Out of curiosity I loaded it again on a x2iezn.6xlarge instance and timed it. Interestingly, it took 61 minutes to load, but it seemed to be mostly loaded within 10 minutes and spent the remaining 50 minutes cycling back and forth between 670Gb and 675GB of RAM while using 100% of one CPU core. Perhaps a recent update in transformers broke something in the load function? It did complete the load from local disk though.

This is the only code I executed for reference:

from transformers import AutoModelForCausalLM
model = AutoModelForCausalLM.from_pretrained("/data/bloom")

When I run my script I have the same RAM behavior but CPU drops to 0.7%. I've tried loading from disk and from the HuggingFace API but had no success with neither.

The first time I tried to download the model I didn't have enough disk space and had to manually download the missing files after increasing the disk volume. I will try to download Bloom again using only git-lfs and see if that solves it. Anyway, thank you for taking some time of your day to respond.

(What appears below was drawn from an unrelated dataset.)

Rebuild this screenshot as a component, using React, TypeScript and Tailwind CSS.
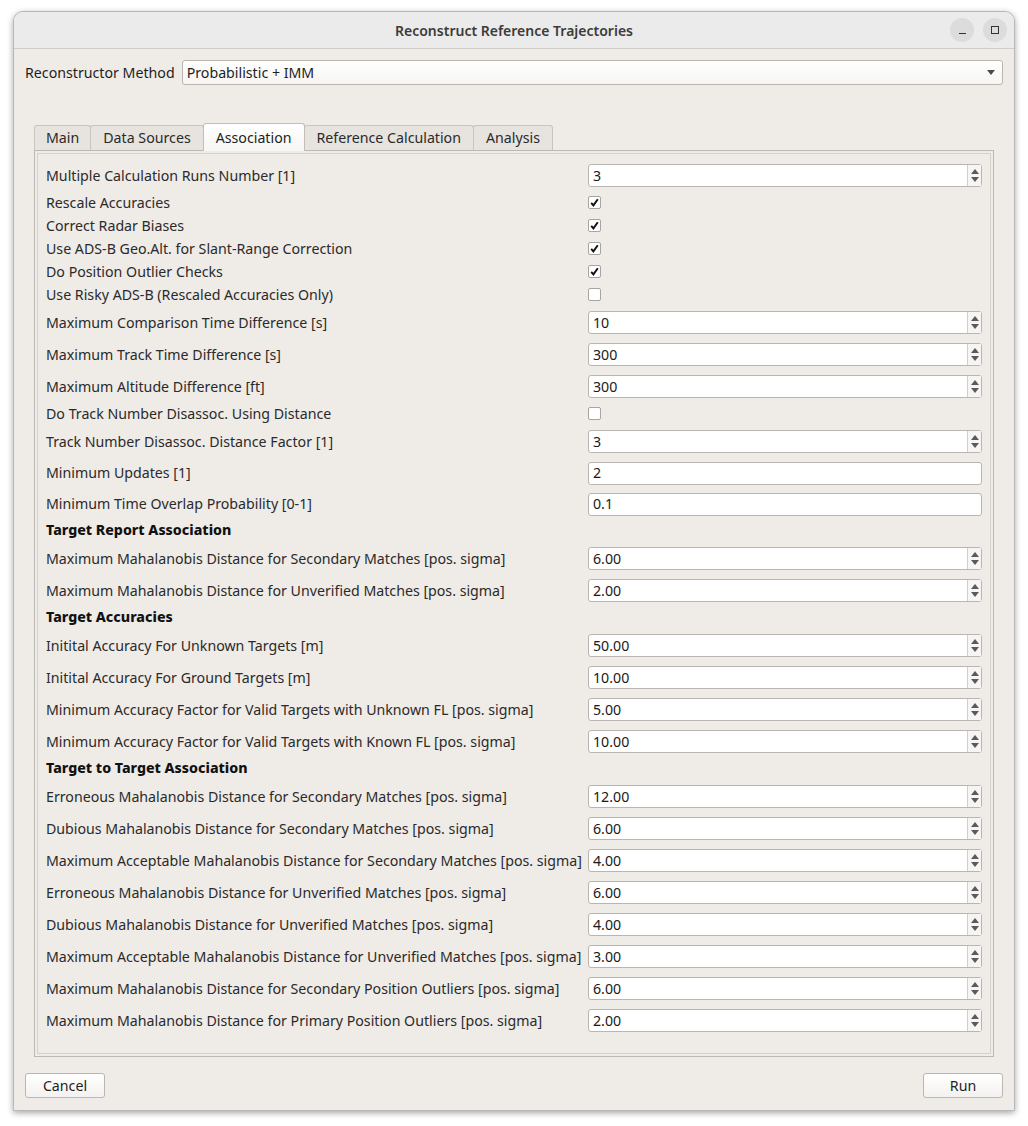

@Tallin am late for the party, I've just made BLOOM running on my local server (following https://huggingface.co/bigscience/bloom/discussions/87) and I was observing the on the CPU (without GPU) but with decent number of cores, the calculations run quite fast. The VMs in cloud that come with amount of memory needed to keep whole model, come with at least 48 cores, I wonder if pytorch will use them effectively.
A side note (see cited discussion) is that not all CPUs run multithreaded, at least as you just 'walk up and - try to - use' them.